Having witnessed it myself from visited Starbucks, if most people knew – only knew the amount of care, precision, and effort that go into Starbucks products, they would realize what a bargain they are purchasing.  It is not only the quality of their products that Mr. Schultz has influenced; the diversity, the values, the ethics, and the morals, and high standards of its employees – or, as Starbucks calls them, partners – giving each of them a vested interest in the success of the company.

His support of his Starbucks family and his family’s foundation support of so many globally has impacted numerous lives.  His impeccable vision of what right should look like and his continued engagement to, like Starbucks, serve so many is the reason why, like an Airborne Ranger leads the way, he continues to lead from the front and set the example for others to follow.

Mr. Schultz, thank you for your inspiration, commitment, dedication, leadership, compassion and all the remarkable things you have done and continue to do.  We look forward to your continued success and your endeavoring effort to make a difference to humanity.

Ladies and gentlemen, Mr. Howard Schultz.  (Applause.)

HOWARD SCHULTZ:  What a speech that was.  Other than my wife, Sheri, and my children who are here tonight, there is no one in the entire world I would have liked to have had the privilege to introduce me tonight.

Sergeant Petry represents all that is good about America, about our military, about our values, about our guiding principles and really the true promise of America.  (Applause.)

Let me begin by just acknowledging the three other recipients:  Obviously, President Bush, who was ‒ he was really funny, he was great tonight ‒ (laughter) ‒ Gloria Estefan and General Scaparrotti.  It’s an honor for me to share the stage and to receive this award with the three of you tonight.

To the Atlantic Council, let me acknowledge with great humility your extraordinary, critically important, bipartisan work in an age of polarization.  We are living at a very unusual time and I don’t think it would be an overstatement, especially this week, to say that the country is facing a real crucible.  And I think you can broaden that and kind of ask the rhetorical question about the crucible of leadership.

Twenty years ago, as a Jewish person, I had the opportunity to go to Poland and visit Auschwitz for the first time.  The closest I have gotten before that to any of the death camps was the Holocaust Museum here in Washington, D.C. and the museum in Israel.

It was a very cold, grey winter day.  And the two or three hours that had passed while we were there was a gruesome, gruesome visual understanding of what took place in these camps.  And to be honest with you, we were scheduled to stay four or five, six hours and visit another camp, but I just ‒ I couldn’t do it.  I just did not have it in me.

Somehow when we were leaving the camp, in the mud and in the sand, I reached into my ‒ into the sand and into the mud and I somehow found this stone.  And this stone has been sitting on my desk for the last 20 years.  (Applause.)  And I know it’s somewhat unorthodox and perhaps a little unexpected to put a stone on the podium, but I wanted you to think about this stone as something more than a rock.  I want you to think about it in terms of allied forces, the character of America, the valor, the bravery and what it took to liberate millions of people and to create freedom around the world and to literally save the world from tyranny.

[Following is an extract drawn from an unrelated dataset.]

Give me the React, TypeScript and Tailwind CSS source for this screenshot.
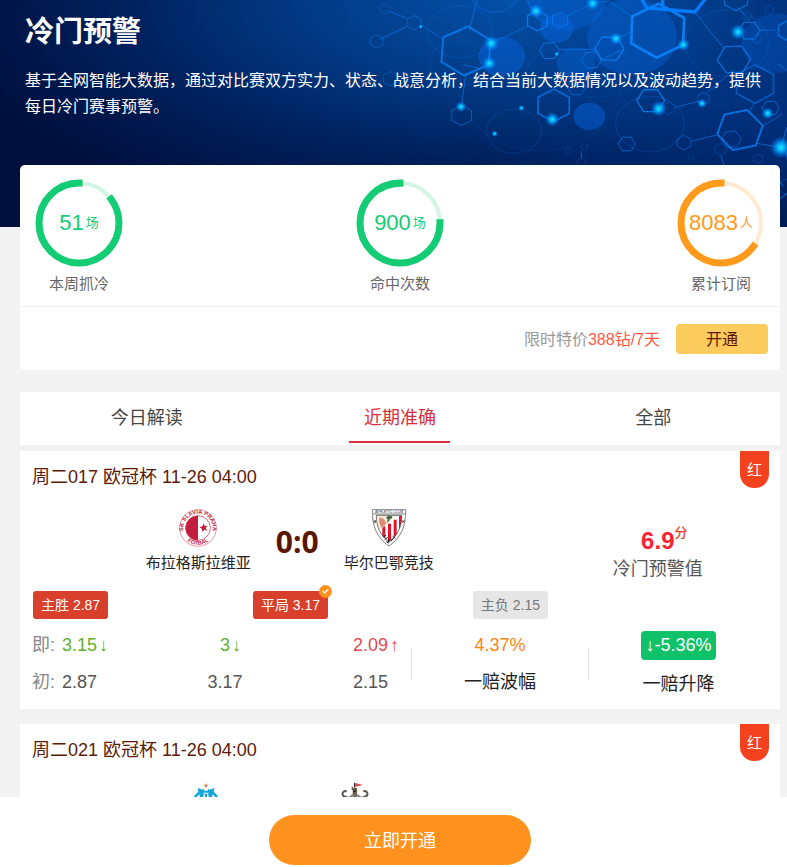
import { Check } from "lucide-react";

const stats = [
  { value: 51, unit: "场", label: "本周抓冷", percent: 85, color: "#14cc73", track: "#d3f5e3" },
  { value: 900, unit: "场", label: "命中次数", percent: 75, color: "#14cc73", track: "#d3f5e3" },
  { value: 8083, unit: "人", label: "累计订阅", percent: 65, color: "#ff9a1a", track: "#ffebd2" },
];

const tabs = ["今日解读", "近期准确", "全部"];

// [cx, cy, radius, rotation, stroke width, opacity]
const hexagons = [
  [258, 153, 82, 4, 6, 0.75],
  [833, 92, 90, 2, 8, 0.95],
  [521, 316, 54, 0, 5, 0.7],
  [1080, 390, 70, 18, 6, 0.75],
  [1062, 178, 50, 28, 4, 0.7],
  [1125, 252, 64, 0, 5, 0.5],
  [812, 302, 42, 30, 4, 0.8],
  [688, 146, 44, 30, 4, 0.8],
  [472, 62, 34, 0, 4, 0.8],
  [540, 60, 26, 0, 3, 0.6],
  [508, 152, 30, 28, 3, 0.7],
  [635, 180, 30, 26, 3, 0.6],
  [590, 262, 28, 30, 3, 0.5],
  [102, 68, 24, 0, 3, 0.45],
  [14, 26, 17, 0, 2, 0.4],
  [-10, 124, 22, 0, 3, 0.4],
  [30, 236, 24, 0, 3, 0.35],
  [70, 234, 20, 0, 2, 0.3],
  [245, 346, 34, 0, 3, 0.55],
  [740, 432, 26, 30, 3, 0.6],
  [912, 428, 24, 0, 3, 0.45],
  [970, 296, 20, 0, 3, 0.45],
  [866, 325, 20, 0, 2, 0.4],
  [1108, 92, 32, 30, 4, 0.6],
  [1225, 92, 34, 0, 5, 0.6],
  [1172, 324, 26, 28, 3, 0.6],
  [1054, 418, 30, 24, 3, 0.5],
  [1068, -4, 40, 0, 4, 0.6],
  [1130, 116, 16, 0, 2, 0.5],
  [1100, 48, 15, 0, 2, 0.4],
  [1022, 448, 20, 0, 2, 0.4],
  [1134, 476, 16, 0, 2, 0.4],
  [1168, 28, 14, 0, 2, 0.4],
  [604, 486, 14, 0, 2, 0.3],
  [565, 452, 10, 0, 2, 0.3],
  [614, 440, 10, 0, 2, 0.3],
  [932, 472, 9, 0, 2, 0.3],
  [1218, 560, 26, 10, 2, 0.4],
];

const bubbles = [
  [560, -10, 120, 0.35],
  [530, 86, 50, 0.45],
  [756, 110, 135, 0.35],
  [365, 170, 70, 0.42],
  [588, 190, 58, 0.35],
  [628, 349, 48, 0.45],
  [1190, 130, 105, 0.25],
];

const rings = [
  [240, 95, 98, 0.2],
  [344, -20, 70, 0.35],
  [235, 190, 86, 0.14],
  [402, 394, 82, 0.16],
  [810, 372, 103, 0.2],
  [525, 215, 84, 0.14],
  [480, 260, 240, 0.1],
  [1040, 130, 125, 0.16],
  [640, 120, 215, 0.12],
];

const glows = [
  [334, 130, 24],
  [328, 190, 22],
  [468, 33, 22],
  [638, 10, 22],
  [708, 116, 20],
  [910, 134, 20],
  [1074, 96, 24],
  [836, 326, 24],
  [517, 358, 22],
  [243, 320, 17],
  [966, 310, 15],
  [1163, 340, 19],
  [1203, 442, 34],
  [424, 324, 10],
  [344, 401, 10],
  [530, 162, 8],
  [122, 80, 7],
];

function hexPoints(cx: number, cy: number, r: number, turn: number) {
  return [0, 1, 2, 3, 4, 5]
    .map((i) => {
      const a = ((i * 60 - 90 + turn) * Math.PI) / 180;
      return `${(cx + r * Math.cos(a)).toFixed(1)},${(cy + r * 0.9 * Math.sin(a)).toFixed(1)}`;
    })
    .join(" ");
}

function Molecules() {
  return (
    <svg
      className="absolute right-0 top-0 h-full w-[407px] overflow-visible"
      viewBox="0 0 1221 681"
      preserveAspectRatio="xMaxYMin slice"
      aria-hidden="true"
    >
      <defs>
        <radialGradient id="glow">
          <stop offset="0" stopColor="#19f0ff" />
          <stop offset="0.35" stopColor="#05b4ff" stopOpacity="0.9" />
          <stop offset="1" stopColor="#0070ff" stopOpacity="0" />
        </radialGradient>
      </defs>
      {bubbles.map(([x, y, r, o], i) => (
        <ellipse key={i} cx={x} cy={y} rx={r} ry={r * 0.85} fill="#0669e6" opacity={o} />
      ))}
      <g fill="none" stroke="#1174ee" strokeWidth="4">
        {rings.map(([x, y, r, o], i) => (
          <ellipse key={i} cx={x} cy={y} rx={r} ry={r * 0.8} opacity={o} />
        ))}
      </g>
      <g fill="none" stroke="#0d7cf2" strokeWidth="3" opacity="0.6">
        <path d="M0 118 80 80M28 34l50 20M126 76l60 40M292 0 268 90M334 130l110-52M562 48l75-38 50-6 72 48" />
        <path d="M540 148h106M664 180l60-30M708 116l45-20M258 216l-12 92M300 205l-50-10M945 36l85 108M1010 405l-74 18M1105 338l20-30M1148 378l60-36M980 280l80-70M1108 60l-36-40M886 322l76-20M604 476v-24M1022 466l14 40M1130 430l72 12M440 0l20 30M1190 190l30 20M1140 90h46" />
      </g>
      <g fill="none" stroke="#0a82fa" strokeLinejoin="round">
        {hexagons.map(([x, y, r, t, w, o], i) => (
          <polygon key={i} points={hexPoints(x, y, r, t)} strokeWidth={w} opacity={o} />
        ))}
      </g>
      <path d="M775-20 800 24 945 36 995-28M848 0v22" fill="none" stroke="#047cff" strokeWidth="10" />
      <path d="M1215 442l12 60M1203 442l18-60M1180 520l30 40M1195 600l26-20" stroke="#078dff" strokeWidth="4" fill="none" opacity="0.5" />
      {glows.map(([x, y, r], i) => (
        <circle key={i} cx={x} cy={y} r={r} fill="url(#glow)" />
      ))}
    </svg>
  );
}

function Ring({ stat }: { stat: (typeof stats)[number] }) {
  const length = 2 * Math.PI * 40;
  return (
    <div className="flex flex-col items-center">
      <div className="relative flex size-[88px] items-center justify-center">
        <svg className="absolute inset-0" viewBox="0 0 88 88" fill="none" aria-hidden="true">
          <circle cx="44" cy="44" r="40" stroke={stat.track} strokeWidth="4" />
          <circle
            cx="44"
            cy="44"
            r="40"
            stroke={stat.color}
            strokeWidth="7"
            strokeLinecap="square"
            strokeDasharray={`${(length * stat.percent) / 100} ${length}`}
            transform="matrix(0 -1 -1 0 88 88)"
          />
        </svg>
        <p className="flex items-center gap-0.5" style={{ color: stat.color }}>
          <span className="text-[22px] leading-7">{stat.value}</span>
          <span className="text-[13px] leading-6">{stat.unit}</span>
        </p>
      </div>
      <p className="mt-[5px] text-[15px] leading-6 text-[#666]">{stat.label}</p>
    </div>
  );
}

function SlaviaLogo() {
  return (
    <svg className="size-[38px]" viewBox="0 0 114 114" role="img" aria-label="布拉格斯拉维亚">
      <defs>
        <path id="slavia-top" d="M24 87A44 44 0 1 1 90 87" />
        <path id="slavia-bottom" d="M16 87A51 51 0 0 0 98 87" />
      </defs>
      <circle cx="57" cy="57" r="55" fill="#fff" stroke="#d5667c" strokeWidth="2" />
      <circle cx="57" cy="57" r="37" fill="#fff" stroke="#c41e3f" strokeWidth="2" />
      <path d="M57 20a37 37 0 0 0 0 74z" fill="#c41e3f" />
      <path d="m74 43 3 8 9-1-6 7 5 8-9-3-7 6v-9l-8-4 9-3z" fill="#c41e3f" />
      <g fill="#c41e3f" fontFamily="Liberation Sans, sans-serif" fontWeight="700" fontSize="17" textAnchor="middle">
        <text>
          <textPath href="#slavia-top" startOffset="50%">SK SLAVIA PRAHA</textPath>
        </text>
        <text>
          <textPath href="#slavia-bottom" startOffset="50%">FOTBAL</textPath>
        </text>
      </g>
    </svg>
  );
}

function AthleticLogo() {
  return (
    <svg className="size-[38px]" viewBox="0 0 114 114" role="img" aria-label="毕尔巴鄂竞技">
      <defs>
        <clipPath id="athletic-field">
          <path d="M19 19h76c0 36-12 60-38 80C31 79 19 55 19 19z" />
        </clipPath>
      </defs>
      <path d="M7 2h100c1 48-13 84-50 109C20 86 6 50 7 2z" fill="#fff" stroke="#444" strokeWidth="2" />
      <path d="M9 15h96" stroke="#444" strokeWidth="2" />
      <text x="57" y="13" textAnchor="middle" fontSize="11" fontFamily="Liberation Sans, sans-serif" fill="#333">
        ATHLETIC CLUB
      </text>
      <g clipPath="url(#athletic-field)">
        <path d="M19 17h76v90H19z" fill="#fff" />
        <path d="M37 52h9v50h-9zM54 44h9v60h-9zM71 32h9v70h-9zM87 20h9v70h-9z" fill="#e5122c" />
        <path d="M19 17h62L36 58 26 66z" fill="#f4ead8" />
        <path d="M28 27c9-4 16 4 21 17l-14 13c-6-8-9-18-7-30z" fill="#db8b76" />
        <path d="M56 20c-7 0-9 9-3 10l-2 12 7-7 1-5c9 0 10-9 3-10z" fill="#3f6d45" />
      </g>
      <path d="M19 19h76c0 36-12 60-38 80C31 79 19 55 19 19z" fill="none" stroke="#333" strokeWidth="2" />
      <path d="m11 34 7 7m-7 0 7-7m78 0 7 7m-7 0 7-7M40 84l8-5m-4 13 9-7m2 17V91m8 5 8-9m-3-5 8 6m-27 9 6 5" stroke="#222" strokeWidth="3" />
    </svg>
  );
}

function MarseilleLogo() {
  return (
    <svg className="size-[38px]" viewBox="0 0 114 114" role="img" aria-label="马赛">
      <path d="m57 3 2 5 6 0-5 4 2 6-5-4-5 4 2-6-5-4 6 0z" fill="#c98a63" />
      <path
        d="m32 18 15 5 4-3v6h12v-6l4 3 15-5-2 11c12 9 18 22 18 37a41 41 0 0 1-82 0c0-15 6-28 18-37z"
        fill="#12a5dc"
      />
      <path d="m28 46 9-9 2 9zm58 0-9-9-2 9zM49 32h16v3H49zM48 46l3-9h3v9zm18 0-3-9h-3v9z" fill="#fff" />
    </svg>
  );
}

function NewcastleLogo() {
  return (
    <svg className="size-[38px]" viewBox="0 0 114 114" role="img" aria-label="纽卡斯尔联">
      <path d="M50 46V24h-3V14h4v4h4v-4h3v4h5v28z" fill="#6b6047" />
      <path d="M54 2h3v14h-3zM52 24h8v6h-8z" fill="#333" />
      <path d="m57 3 23 5-10 4-13 2z" fill="#e24b55" />
      <path
        d="M32 29c-7-5-14 2-12 9 2 6 8 7 12 5M82 29c7-5 14 2 12 9-2 6-8 7-12 5"
        fill="none"
        stroke="#5d5748"
        strokeWidth="6"
      />
      <path d="M30 46h12l6-6h18l6 6h12" fill="none" stroke="#777" strokeWidth="5" />
      <path d="M20 50h74c0 28-14 46-37 60-23-14-37-32-37-60z" fill="#222" />
    </svg>
  );
}

type Odds = { now: string; trend: "down" | "up"; first: string };

type Match = {
  title: string;
  home: string;
  away: string;
  homeLogo: React.ReactNode;
  awayLogo: React.ReactNode;
  score: string;
  warning: string;
  picks: { text: string; active: boolean; hit: boolean }[];
  odds: Odds[];
  swing: string;
  change: string;
};

const matches: Match[] = [
  {
    title: "周二017 欧冠杯 11-26 04:00",
    home: "布拉格斯拉维亚",
    away: "毕尔巴鄂竞技",
    homeLogo: <SlaviaLogo />,
    awayLogo: <AthleticLogo />,
    score: "0:0",
    warning: "6.9",
    picks: [
      { text: "主胜 2.87", active: true, hit: false },
      { text: "平局 3.17", active: true, hit: true },
      { text: "主负 2.15", active: false, hit: false },
    ],
    odds: [
      { now: "3.15", trend: "down", first: "2.87" },
      { now: "3", trend: "down", first: "3.17" },
      { now: "2.09", trend: "up", first: "2.15" },
    ],
    swing: "4.37%",
    change: "↓-5.36%",
  },
];

const cellAlign = ["text-left", "text-center", "text-right"];

function MatchHeader({ title }: { title: string }) {
  return (
    <div className="flex items-start justify-between pl-3 pr-[11px]">
      <h2 className="pt-3.5 text-[18px] leading-6 text-[#5c1a08]">{title}</h2>
      <span className="-mb-2 h-[37px] w-[29px] rounded-b-[14px] bg-[#f4411e] text-center text-[15px] leading-[37px] text-white">
        红
      </span>
    </div>
  );
}

function Team({ logo, name }: { logo: React.ReactNode; name: string }) {
  return (
    <div className="flex flex-col items-center">
      {logo}
      <p className="mt-1 text-[15px] leading-6 text-[#222]">{name}</p>
    </div>
  );
}

function MatchCard({ match }: { match: Match }) {
  return (
    <article className="bg-white pb-2">
      <MatchHeader title={match.title} />

      <div className="mt-5 flex items-start">
        <div className="flex w-[71%] items-center justify-center gap-[25px]">
          <Team logo={match.homeLogo} name={match.home} />
          <p className="font-['Open_Sans',sans-serif] text-[30px] font-bold leading-9 text-[#5c1600]">{match.score}</p>
          <Team logo={match.awayLogo} name={match.away} />
        </div>
        <div className="flex flex-1 flex-col items-center pr-6 pt-[18px]">
          <p className="relative text-[24px] font-bold leading-7 text-[#f92433]">
            {match.warning}
            <sup className="absolute left-full top-0 text-[13px] font-medium leading-3 text-[#f4411e]">分</sup>
          </p>
          <p className="text-[18px] leading-7 text-[#555]">冷门预警值</p>
        </div>
      </div>

      <ul className="mt-2 flex w-[70%] justify-between pl-[13px] pr-1">
        {match.picks.map((pick) => (
          <li
            key={pick.text}
            className={
              pick.active
                ? "relative rounded-[3px] bg-[#d8402b] px-2 text-[14px] leading-7 text-white"
                : "relative rounded-[3px] bg-[#e6e6e6] px-2 text-[14px] leading-7 text-[#777]"
            }
          >
            {pick.text}
            {pick.hit && (
              <span className="absolute -right-1 -top-1.5 flex size-[13px] items-center justify-center rounded-full bg-[#ff921e] text-white">
                <Check size={7} strokeWidth={5} />
              </span>
            )}
          </li>
        ))}
      </ul>

      <div className="mt-2 grid grid-cols-[391fr_178fr_191fr] items-center text-[18px] text-[#555]">
        <div className="pl-3 pr-[23px]">
          <table className="w-full table-fixed">
            <tbody>
              <tr className="h-[37px]">
                <th scope="row" className="w-[30px] p-0 text-left font-normal text-[#888]">即:</th>
                {match.odds.map((odd, i) => (
                  <td key={i} className={cellAlign[i]}>
                    <span className={odd.trend === "down" ? "relative text-[#5fb02c]" : "relative text-[#e34850]"}>
                      {odd.now}
                      <span className="absolute left-full top-0 pl-0.5 leading-5">{odd.trend === "down" ? "↓" : "↑"}</span>
                    </span>
                  </td>
                ))}
              </tr>
              <tr className="h-[37px]">
                <th scope="row" className="p-0 text-left font-normal text-[#888]">初:</th>
                {match.odds.map((odd, i) => (
                  <td key={i} className={cellAlign[i]}>{odd.first}</td>
                ))}
              </tr>
            </tbody>
          </table>
        </div>
        <div className="flex items-center text-center">
          <span className="h-8 w-px bg-[#e2e2e2]" />
          <div className="flex-1">
            <p className="leading-[37px] text-[#ff8412]">{match.swing}</p>
            <p className="leading-[37px] text-[#222]">一赔波幅</p>
          </div>
          <span className="h-8 w-px bg-[#e2e2e2]" />
        </div>
        <div className="pr-3 text-center">
          <p className="mx-auto mt-1 w-fit rounded bg-[#0fc168] px-1 leading-[29px] text-white">{match.change}</p>
          <p className="mt-2 leading-[33px] text-[#222]">一赔升降</p>
        </div>
      </div>
    </article>
  );
}

export default function App() {
  return (
    <div className="flex h-screen flex-col bg-[#f3f3f3] font-['Liberation_Sans','Noto_Sans_CJK_SC',sans-serif]">
      <main className="min-h-0 flex-1 overflow-y-auto [scrollbar-width:none]">
        <header className="relative h-[227px] overflow-hidden bg-[radial-gradient(ellipse_40%_90%_at_100%_60%,#0046aa66_0%,#0046aa00_100%),radial-gradient(ellipse_75%_105%_at_65%_0%,#0450a8_0%,#023a85_35%,#001e58_70%,#000f3c_100%)] text-white">
          <Molecules />
          <div className="relative pl-[25px] pr-5 pt-3">
            <h1 className="text-[29px] font-bold leading-10">冷门预警</h1>
            <p className="mt-4 text-[16px] leading-[26px]">
              基于全网智能大数据，通过对比赛双方实力、状态、战意分析，结合当前大数据情况以及波动趋势，提供每日冷门赛事预警。
            </p>
          </div>
        </header>

        <div className="pb-4 pl-5 pr-[7px]">
          <section className="relative -mt-[62px] rounded-[5px] bg-white">
            <div className="flex justify-between border-b border-[#f0f0f0] px-[15px] pb-2.5 pt-3.5">
              {stats.map((stat) => (
                <Ring key={stat.label} stat={stat} />
              ))}
            </div>
            <div className="flex h-[63px] items-center justify-end gap-4 pr-3">
              <p className="pt-0.5 text-[16px] text-[#999]">
                限时特价<span className="text-[#ff5a45]">388钻/7天</span>
              </p>
              <button className="h-[30px] w-[92px] rounded bg-[#fbcb5e] pt-0.5 text-[16px] text-[#5c1600]">开通</button>
            </div>
          </section>

          <nav className="mt-[22px] grid h-[53px] grid-cols-3 bg-white text-[18px] text-[#444]">
            {tabs.map((tab, i) => (
              <button
                key={tab}
                className={
                  i === 1
                    ? "mx-auto h-[51px] w-[101px] border-b-2 border-[#d5303b] pt-1 text-[#d5303b]"
                    : "mx-auto h-[51px] w-[101px] border-b-2 border-transparent pt-1"
                }
              >
                {tab}
              </button>
            ))}
          </nav>

          <div className="mt-1.5 flex flex-col gap-[15px]">
            {matches.map((match) => (
              <MatchCard key={match.title} match={match} />
            ))}
            <article className="bg-white pb-6">
              <MatchHeader title="周二021 欧冠杯 11-26 04:00" />
              <div className="mt-5 flex w-[71%] justify-center gap-[93px]">
                <MarseilleLogo />
                <div className="flex w-[75px] justify-center">
                  <NewcastleLogo />
                </div>
              </div>
            </article>
          </div>
        </div>
      </main>

      <footer className="flex justify-center bg-white pb-0.5 pl-5 pr-[7px] pt-[18px]">
        <button className="h-[50px] w-[262px] rounded-full bg-[#ff921e] pt-0.5 text-[18px] text-white">立即开通</button>
      </footer>
    </div>
  );
}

I’ve had that rock on my desk to constantly remind me not only to never forget, but in an age of uncertainty, especially the last couple of years, to remind me of the best of America.  Now, it’s been 75 years since the end of World War II.  And I think many today, unfortunately, at home and many around the world – and I travel a great deal – are questioning the moral leadership of America, and the ideals of America and what this rock, not once but still, represents.

I want to try and face these issues of moral leadership and our ideals with you tonight through two lenses.  One, the personal lens of my life story.  And, second, through the lens of my company.  And I say straightaway that my company and what we do at Starbucks is not a proxy for the country or leading the country.  But our values and guiding principles I think are steeped in American values. 

From a personal standpoint, you are looking at a person who is living proof of both the promise of America and the American dream.  I grew up in public housing in Brooklyn, New York.  And if I took all of you there today, the odds of getting from that place to this podium is almost impossible.  But it can only happen in America.  (Cheers, applause.)  And it can still only happen in America. 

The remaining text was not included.